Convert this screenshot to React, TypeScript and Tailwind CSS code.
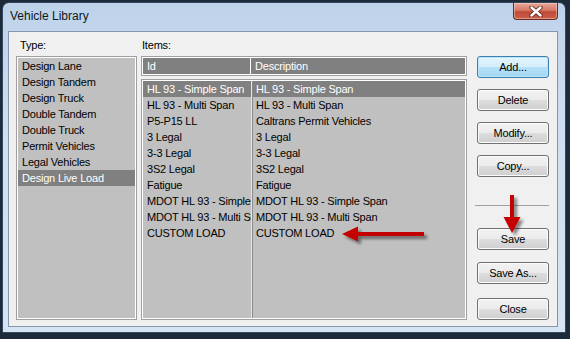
import React from "react";

const typeItems = [
  "Design Lane",
  "Design Tandem",
  "Design Truck",
  "Double Tandem",
  "Double Truck",
  "Permit Vehicles",
  "Legal Vehicles",
  "Design Live Load",
];

const items: [string, string][] = [
  ["HL 93 - Simple Span", "HL 93 - Simple Span"],
  ["HL 93 - Multi Span", "HL 93 - Multi Span"],
  ["P5-P15 LL", "Caltrans Permit Vehicles"],
  ["3 Legal", "3 Legal"],
  ["3-3 Legal", "3-3 Legal"],
  ["3S2 Legal", "3S2 Legal"],
  ["Fatigue", "Fatigue"],
  ["MDOT HL 93 - Simple Span", "MDOT HL 93 - Simple Span"],
  ["MDOT HL 93 - Multi Span", "MDOT HL 93 - Multi Span"],
  ["CUSTOM LOAD", "CUSTOM LOAD"],
];

function Btn({ label, focused }: { label: string; focused?: boolean }) {
  return (
    <div
      className={
        focused
          ? "h-[22px] w-[72px] rounded-[3px] border border-[#3c7fb1] bg-[linear-gradient(to_bottom,#e5f5fd_0%,#d3eefb_50%,#b6e2f9_50%,#a2d6f3_100%)] shadow-[inset_0_0_0_1px_#b9e6fb] flex items-center justify-center text-[11px] text-black"
          : "h-[22px] w-[72px] rounded-[3px] border border-[#707070] bg-[linear-gradient(to_bottom,#f2f2f2_0%,#ebebeb_50%,#dddddd_50%,#cfcfcf_100%)] shadow-[inset_0_0_0_1px_#fcfcfc] flex items-center justify-center text-[11px] text-black"
      }
    >
      {label}
    </div>
  );
}

export default function App() {
  return (
    <div className="relative w-[570px] h-[339px] bg-[#1d2a3a] pt-[2px] pl-[2px] pr-[4px] pb-[6px] font-['Liberation_Sans',Arial,sans-serif] tracking-[-0.2px]">
      <div className="h-full w-full rounded-t-[7px] border border-[#34475e] bg-[linear-gradient(to_bottom,#bed2ea_0%,#cfdff1_40%,#d6e4f3_100%)] flex flex-col pl-[5px] pr-[7px] pb-[5px]">
        {/* Title bar */}
        <div className="h-[28px] flex items-start justify-between">
          <div className="pl-[2px] pt-[5px] text-[12px] leading-[16px] text-[#101820] tracking-normal">
            Vehicle Library
          </div>
          <div className="h-[17px] w-[45px] rounded-b-[4px] border border-t-0 border-[#6b2a22] bg-[linear-gradient(to_bottom,#e9a99a_0%,#d47a68_45%,#c04a35_55%,#c9604a_100%)] flex items-center justify-center shadow-[inset_0_0_0_1px_rgba(255,220,210,0.45)]">
            <svg width="14" height="11" viewBox="0 0 14 11">
              <path d="M2.5 1.5 L11.5 9.5 M11.5 1.5 L2.5 9.5" stroke="#5a2a24" strokeWidth="4.2" strokeLinecap="round" />
              <path d="M2.5 1.5 L11.5 9.5 M11.5 1.5 L2.5 9.5" stroke="#ffffff" strokeWidth="2.4" strokeLinecap="round" />
            </svg>
          </div>
        </div>

        {/* Client area */}
        <div className="flex-1 border border-[#8596ab] bg-[#f0f0f0] flex pt-[5px] pl-[7px] pr-[8px] pb-[6px] text-[11px] text-black">
          {/* Type column */}
          <div className="w-[121px] flex flex-col">
            <div className="h-[16px] leading-[16px] pl-[4px]">Type:</div>
            <div className="mt-[3px] flex-1 border border-[#a0a0a0]">
              <div className="h-full border border-white bg-[#c0c0c0]">
                {typeItems.map((t) => (
                  <div
                    key={t}
                    className={
                      t === "Design Live Load"
                        ? "h-[16px] leading-[16px] pl-[4px] bg-[#808080] text-white whitespace-nowrap"
                        : "h-[16px] leading-[16px] pl-[4px] whitespace-nowrap"
                    }
                  >
                    {t}
                  </div>
                ))}
              </div>
            </div>
          </div>

          {/* Items column */}
          <div className="ml-[4px] w-[326px] flex flex-col">
            <div className="h-[16px] leading-[16px] pl-[1px]">Items:</div>
            <div className="mt-[3px] h-[20px] border border-[#a0a0a0]">
              <div className="h-full border border-white bg-[#808080] flex text-white">
                <div className="w-[108px] h-full leading-[16px] pl-[4px] border-r border-white">Id</div>
                <div className="flex-1 h-full leading-[16px] pl-[4px]">Description</div>
              </div>
            </div>
            <div className="mt-[3px] flex-1 border border-[#a0a0a0]">
              <div className="h-full border border-white bg-[#c0c0c0] flex">
                <div className="w-[108px] shrink-0">
                  {items.map(([id], i) => (
                    <div
                      key={i}
                      className={
                        i === 0
                          ? "h-[16px] leading-[16px] pl-[4px] bg-[#808080] text-white whitespace-nowrap overflow-hidden"
                          : "h-[16px] leading-[16px] pl-[4px] whitespace-nowrap overflow-hidden"
                      }
                    >
                      {id}
                    </div>
                  ))}
                </div>
                <div className="w-[1px] bg-[#e6e6e6]" />
                <div className="w-[1px] bg-[#8a8a8a]" />
                <div className="flex-1 min-w-0">
                  {items.map(([, d], i) => (
                    <div
                      key={i}
                      className={
                        i === 0
                          ? "h-[16px] leading-[16px] pl-[3px] bg-[#808080] text-white whitespace-nowrap overflow-hidden"
                          : "h-[16px] leading-[16px] pl-[3px] whitespace-nowrap overflow-hidden"
                      }
                    >
                      {d}
                    </div>
                  ))}
                </div>
              </div>
            </div>
          </div>

          {/* Buttons column */}
          <div className="ml-[10px] w-[72px] flex flex-col pt-[19px]">
            <div className="flex flex-col gap-[11px]">
              <Btn label="Add..." focused />
              <Btn label="Delete" />
              <Btn label="Modify..." />
              <Btn label="Copy..." />
            </div>
            <div className="mt-[28px] -ml-[2px] w-[74px] h-[1px] bg-[#a0a0a0]" />
            <div className="mt-[22px] flex flex-col gap-[12px]">
              <Btn label="Save" />
              <Btn label="Save As..." />
            </div>
            <div className="mt-auto">
              <Btn label="Close" />
            </div>
          </div>
        </div>
      </div>

      {/* Annotation arrows */}
      <svg className="absolute left-0 top-0 pointer-events-none" width="570" height="339" viewBox="0 0 570 339">
        <defs>
          <filter id="sh" x="-30%" y="-30%" width="160%" height="160%">
            <feDropShadow dx="3" dy="3" stdDeviation="1.8" floodColor="#000000" floodOpacity="0.45" />
          </filter>
        </defs>
        <g filter="url(#sh)" fill="#c40000">
          <polygon points="342,234 358,226.5 358,241.5" />
          <rect x="357" y="232" width="67" height="4" />
          <rect x="510" y="195" width="4" height="23" />
          <polygon points="503.5,217 520.5,217 512,233" />
        </g>
      </svg>
    </div>
  );
}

________

> **Given instruction**: Copy all lines above containing the string "React".

> **Exercise solution**:
Convert this screenshot to React, TypeScript and Tailwind CSS code.
import React from "react";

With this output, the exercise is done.